═════ Recorded data ═════
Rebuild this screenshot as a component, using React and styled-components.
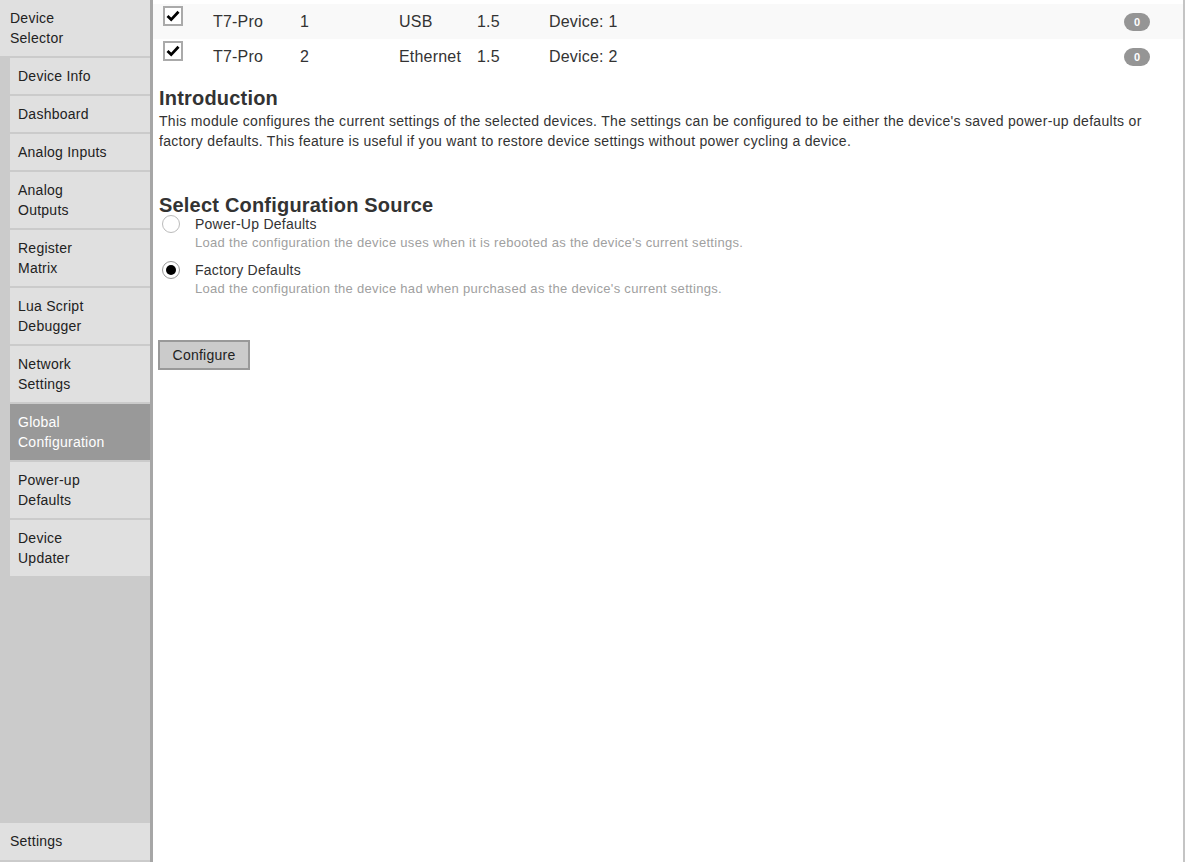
import React from 'react';
import styled, { createGlobalStyle } from 'styled-components';

const GlobalStyle = createGlobalStyle`
  html, body, #root {
    height: 100%;
  }
  body {
    margin: 0;
    font-family: "Liberation Sans", Arial, sans-serif;
    letter-spacing: 0.25px;
    color: #333;
    background: #fff;
  }
`;

// Общий каркас: боковое меню + рабочая область
const Page = styled.div`
  display: flex;
  height: 862px;
  overflow: hidden;
`;

const Sidebar = styled.nav`
  display: flex;
  flex-direction: column;
  width: 150px;
  flex-shrink: 0;
  background-color: #cbcbcb;
  border-right: 3px solid #a6a6a6;
`;

const NavTop = styled.div`
  background-color: #e0e0e0;
  padding: 8px 10px;
  margin-bottom: 2px;
  font-size: 14px;
  line-height: 20px;
  color: #222;
`;

const NavList = styled.div`
  display: flex;
  flex-direction: column;
  gap: 2px;
  padding-left: 10px;
`;

const NavItem = styled.div`
  background-color: ${(p) => (p.$active ? '#999' : '#e0e0e0')};
  color: ${(p) => (p.$active ? '#fff' : '#222')};
  padding: 8px 8px;
  font-size: 14px;
  line-height: 20px;
`;

const Spacer = styled.div`
  flex: 1;
`;

const NavBottom = styled(NavTop)`
  margin-bottom: 2px;
  padding-bottom: 9px;
`;

const Main = styled.main`
  flex: 1;
  border-right: 2px solid #c4c4c4;
  overflow: hidden;
`;

// Таблица выбранных устройств
const DeviceTable = styled.div`
  margin-top: 4px;
`;

const DeviceRow = styled.div`
  display: grid;
  grid-template-columns: 50px 87px 99px 78px 72px 1fr auto;
  align-items: center;
  height: 35px;
  padding: 0 33px 0 10px;
  background-color: ${(p) => (p.$striped ? '#f9f9f9' : '#fff')};
  font-size: 16px;
  letter-spacing: 0.2px;
  color: #333;
`;

const CheckBox = styled.span`
  align-self: start;
  margin-top: 2px;
  display: flex;
  align-items: center;
  justify-content: center;
  width: 16px;
  height: 16px;
  border: 2px solid #aaa;
  background: #fff;
`;

const Badge = styled.span`
  display: inline-flex;
  align-items: center;
  justify-content: center;
  width: 26px;
  height: 18px;
  border-radius: 9px;
  background-color: #959595;
  color: #fff;
  font-size: 11px;
  font-weight: bold;
  letter-spacing: 0;
`;

const Content = styled.div`
  padding: 0 6px;
`;

const Heading = styled.h2`
  margin: ${(p) => p.$top}px 0 0;
  font-size: 20px;
  line-height: 19px;
  font-weight: bold;
  letter-spacing: 0.2px;
  color: #333;
`;

const Paragraph = styled.p`
  margin: 3px 0 0;
  font-size: 14px;
  line-height: 20px;
  letter-spacing: 0.3px;
  color: #333;
`;

const RadioGroup = styled.div`
  display: flex;
  flex-direction: column;
  gap: 8px;
`;

const RadioOption = styled.label`
  display: grid;
  grid-template-columns: 36px 1fr;
  position: relative;
`;

const RadioMark = styled.span`
  position: absolute;
  left: 3px;
  top: 0;
  width: 16px;
  height: 16px;
  border-radius: 50%;
  border: 1px solid ${(p) => (p.$checked ? '#999' : '#bbb')};
  background: #fff;
  display: flex;
  align-items: center;
  justify-content: center;

  &::after {
    content: '';
    display: ${(p) => (p.$checked ? 'block' : 'none')};
    width: 10px;
    height: 10px;
    border-radius: 50%;
    background: #000;
  }
`;

const OptionText = styled.div`
  grid-column: 2;
`;

const OptionLabel = styled.div`
  font-size: 14px;
  line-height: 18px;
  color: #333;
`;

const OptionHint = styled.div`
  font-size: 13px;
  line-height: 20px;
  letter-spacing: 0.3px;
  color: #a0a0a0;
`;

const ConfigureButton = styled.button`
  margin: 41px 0 0 -1px;
  width: 92px;
  height: 30px;
  background-color: #cbcbcb;
  border: 2px solid #999;
  font-family: inherit;
  font-size: 14px;
  letter-spacing: 0.25px;
  color: #222;
  padding: 0;
`;

const NAV_ITEMS = [
  ['Device Info'],
  ['Dashboard'],
  ['Analog Inputs'],
  ['Analog', 'Outputs'],
  ['Register', 'Matrix'],
  ['Lua Script', 'Debugger'],
  ['Network', 'Settings'],
  ['Global', 'Configuration'],
  ['Power-up', 'Defaults'],
  ['Device', 'Updater'],
];

const DEVICES = [
  { model: 'T7-Pro', id: 1, conn: 'USB', fw: '1.5', name: 'Device: 1' },
  { model: 'T7-Pro', id: 2, conn: 'Ethernet', fw: '1.5', name: 'Device: 2' },
];

const SOURCES = [
  {
    label: 'Power-Up Defaults',
    hint: "Load the configuration the device uses when it is rebooted as the device's current settings.",
  },
  {
    label: 'Factory Defaults',
    hint: "Load the configuration the device had when purchased as the device's current settings.",
  },
];

const CheckIcon = () => (
  <svg width="14" height="12" viewBox="0 0 14 12">
    <polyline points="1.5,6 5.2,9.6 12.5,1.8" fill="none" stroke="#000" strokeWidth="2.8" />
  </svg>
);

const App = () => {
  const selected = 1;
  const activeItem = 'Global Configuration';

  return (
    <>
      <GlobalStyle />
      <Page>
        <Sidebar>
          <NavTop>Device<br />Selector</NavTop>
          <NavList>
            {NAV_ITEMS.map((lines) => {
              const key = lines.join(' ');
              return (
                <NavItem key={key} $active={key === activeItem}>
                  {lines.map((line, i) => (
                    <React.Fragment key={line}>
                      {i > 0 && <br />}
                      {line}
                    </React.Fragment>
                  ))}
                </NavItem>
              );
            })}
          </NavList>
          <Spacer />
          <NavBottom>Settings</NavBottom>
        </Sidebar>

        <Main>
          <DeviceTable>
            {DEVICES.map((d, i) => (
              <DeviceRow key={d.id} $striped={i === 0}>
                <CheckBox><CheckIcon /></CheckBox>
                <span>{d.model}</span>
                <span>{d.id}</span>
                <span>{d.conn}</span>
                <span>{d.fw}</span>
                <span>{d.name}</span>
                <Badge>0</Badge>
              </DeviceRow>
            ))}
          </DeviceTable>

          <Content>
            <Heading $top={15}>Introduction</Heading>
            <Paragraph>
              This module configures the current settings of the selected devices. The settings can be configured to be either the device's saved power-up defaults or factory defaults. This feature is useful if you want to restore device settings without power cycling a device.
            </Paragraph>

            <Heading $top={45}>Select Configuration Source</Heading>
            <RadioGroup>
              {SOURCES.map((s, i) => (
                <RadioOption key={s.label}>
                  <RadioMark $checked={i === selected} />
                  <OptionText>
                    <OptionLabel>{s.label}</OptionLabel>
                    <OptionHint>{s.hint}</OptionHint>
                  </OptionText>
                </RadioOption>
              ))}
            </RadioGroup>

            <ConfigureButton>Configure</ConfigureButton>
          </Content>
        </Main>
      </Page>
    </>
  );
};

export default App;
═════
→ What to work on
Repeat all the data as it stands, dropping any images it holds.

→ Final answer
Rebuild this screenshot as a component, using React and styled-components.
import React from 'react';
import styled, { createGlobalStyle } from 'styled-components';

const GlobalStyle = createGlobalStyle`
  html, body, #root {
    height: 100%;
  }
  body {
    margin: 0;
    font-family: "Liberation Sans", Arial, sans-serif;
    letter-spacing: 0.25px;
    color: #333;
    background: #fff;
  }
`;

// Общий каркас: боковое меню + рабочая область
const Page = styled.div`
  display: flex;
  height: 862px;
  overflow: hidden;
`;

const Sidebar = styled.nav`
  display: flex;
  flex-direction: column;
  width: 150px;
  flex-shrink: 0;
  background-color: #cbcbcb;
  border-right: 3px solid #a6a6a6;
`;

const NavTop = styled.div`
  background-color: #e0e0e0;
  padding: 8px 10px;
  margin-bottom: 2px;
  font-size: 14px;
  line-height: 20px;
  color: #222;
`;

const NavList = styled.div`
  display: flex;
  flex-direction: column;
  gap: 2px;
  padding-left: 10px;
`;

const NavItem = styled.div`
  background-color: ${(p) => (p.$active ? '#999' : '#e0e0e0')};
  color: ${(p) => (p.$active ? '#fff' : '#222')};
  padding: 8px 8px;
  font-size: 14px;
  line-height: 20px;
`;

const Spacer = styled.div`
  flex: 1;
`;

const NavBottom = styled(NavTop)`
  margin-bottom: 2px;
  padding-bottom: 9px;
`;

const Main = styled.main`
  flex: 1;
  border-right: 2px solid #c4c4c4;
  overflow: hidden;
`;

// Таблица выбранных устройств
const DeviceTable = styled.div`
  margin-top: 4px;
`;

const DeviceRow = styled.div`
  display: grid;
  grid-template-columns: 50px 87px 99px 78px 72px 1fr auto;
  align-items: center;
  height: 35px;
  padding: 0 33px 0 10px;
  background-color: ${(p) => (p.$striped ? '#f9f9f9' : '#fff')};
  font-size: 16px;
  letter-spacing: 0.2px;
  color: #333;
`;

const CheckBox = styled.span`
  align-self: start;
  margin-top: 2px;
  display: flex;
  align-items: center;
  justify-content: center;
  width: 16px;
  height: 16px;
  border: 2px solid #aaa;
  background: #fff;
`;

const Badge = styled.span`
  display: inline-flex;
  align-items: center;
  justify-content: center;
  width: 26px;
  height: 18px;
  border-radius: 9px;
  background-color: #959595;
  color: #fff;
  font-size: 11px;
  font-weight: bold;
  letter-spacing: 0;
`;

const Content = styled.div`
  padding: 0 6px;
`;

const Heading = styled.h2`
  margin: ${(p) => p.$top}px 0 0;
  font-size: 20px;
  line-height: 19px;
  font-weight: bold;
  letter-spacing: 0.2px;
  color: #333;
`;

const Paragraph = styled.p`
  margin: 3px 0 0;
  font-size: 14px;
  line-height: 20px;
  letter-spacing: 0.3px;
  color: #333;
`;

const RadioGroup = styled.div`
  display: flex;
  flex-direction: column;
  gap: 8px;
`;

const RadioOption = styled.label`
  display: grid;
  grid-template-columns: 36px 1fr;
  position: relative;
`;

const RadioMark = styled.span`
  position: absolute;
  left: 3px;
  top: 0;
  width: 16px;
  height: 16px;
  border-radius: 50%;
  border: 1px solid ${(p) => (p.$checked ? '#999' : '#bbb')};
  background: #fff;
  display: flex;
  align-items: center;
  justify-content: center;

  &::after {
    content: '';
    display: ${(p) => (p.$checked ? 'block' : 'none')};
    width: 10px;
    height: 10px;
    border-radius: 50%;
    background: #000;
  }
`;

const OptionText = styled.div`
  grid-column: 2;
`;

const OptionLabel = styled.div`
  font-size: 14px;
  line-height: 18px;
  color: #333;
`;

const OptionHint = styled.div`
  font-size: 13px;
  line-height: 20px;
  letter-spacing: 0.3px;
  color: #a0a0a0;
`;

const ConfigureButton = styled.button`
  margin: 41px 0 0 -1px;
  width: 92px;
  height: 30px;
  background-color: #cbcbcb;
  border: 2px solid #999;
  font-family: inherit;
  font-size: 14px;
  letter-spacing: 0.25px;
  color: #222;
  padding: 0;
`;

const NAV_ITEMS = [
  ['Device Info'],
  ['Dashboard'],
  ['Analog Inputs'],
  ['Analog', 'Outputs'],
  ['Register', 'Matrix'],
  ['Lua Script', 'Debugger'],
  ['Network', 'Settings'],
  ['Global', 'Configuration'],
  ['Power-up', 'Defaults'],
  ['Device', 'Updater'],
];

const DEVICES = [
  { model: 'T7-Pro', id: 1, conn: 'USB', fw: '1.5', name: 'Device: 1' },
  { model: 'T7-Pro', id: 2, conn: 'Ethernet', fw: '1.5', name: 'Device: 2' },
];

const SOURCES = [
  {
    label: 'Power-Up Defaults',
    hint: "Load the configuration the device uses when it is rebooted as the device's current settings.",
  },
  {
    label: 'Factory Defaults',
    hint: "Load the configuration the device had when purchased as the device's current settings.",
  },
];

const CheckIcon = () => (
  <svg width="14" height="12" viewBox="0 0 14 12">
    <polyline points="1.5,6 5.2,9.6 12.5,1.8" fill="none" stroke="#000" strokeWidth="2.8" />
  </svg>
);

const App = () => {
  const selected = 1;
  const activeItem = 'Global Configuration';

  return (
    <>
      <GlobalStyle />
      <Page>
        <Sidebar>
          <NavTop>Device<br />Selector</NavTop>
          <NavList>
            {NAV_ITEMS.map((lines) => {
              const key = lines.join(' ');
              return (
                <NavItem key={key} $active={key === activeItem}>
                  {lines.map((line, i) => (
                    <React.Fragment key={line}>
                      {i > 0 && <br />}
                      {line}
                    </React.Fragment>
                  ))}
                </NavItem>
              );
            })}
          </NavList>
          <Spacer />
          <NavBottom>Settings</NavBottom>
        </Sidebar>

        <Main>
          <DeviceTable>
            {DEVICES.map((d, i) => (
              <DeviceRow key={d.id} $striped={i === 0}>
                <CheckBox><CheckIcon /></CheckBox>
                <span>{d.model}</span>
                <span>{d.id}</span>
                <span>{d.conn}</span>
                <span>{d.fw}</span>
                <span>{d.name}</span>
                <Badge>0</Badge>
              </DeviceRow>
            ))}
          </DeviceTable>

          <Content>
            <Heading $top={15}>Introduction</Heading>
            <Paragraph>
              This module configures the current settings of the selected devices. The settings can be configured to be either the device's saved power-up defaults or factory defaults. This feature is useful if you want to restore device settings without power cycling a device.
            </Paragraph>

            <Heading $top={45}>Select Configuration Source</Heading>
            <RadioGroup>
              {SOURCES.map((s, i) => (
                <RadioOption key={s.label}>
                  <RadioMark $checked={i === selected} />
                  <OptionText>
                    <OptionLabel>{s.label}</OptionLabel>
                    <OptionHint>{s.hint}</OptionHint>
                  </OptionText>
                </RadioOption>
              ))}
            </RadioGroup>

            <ConfigureButton>Configure</ConfigureButton>
          </Content>
        </Main>
      </Page>
    </>
  );
};

export default App;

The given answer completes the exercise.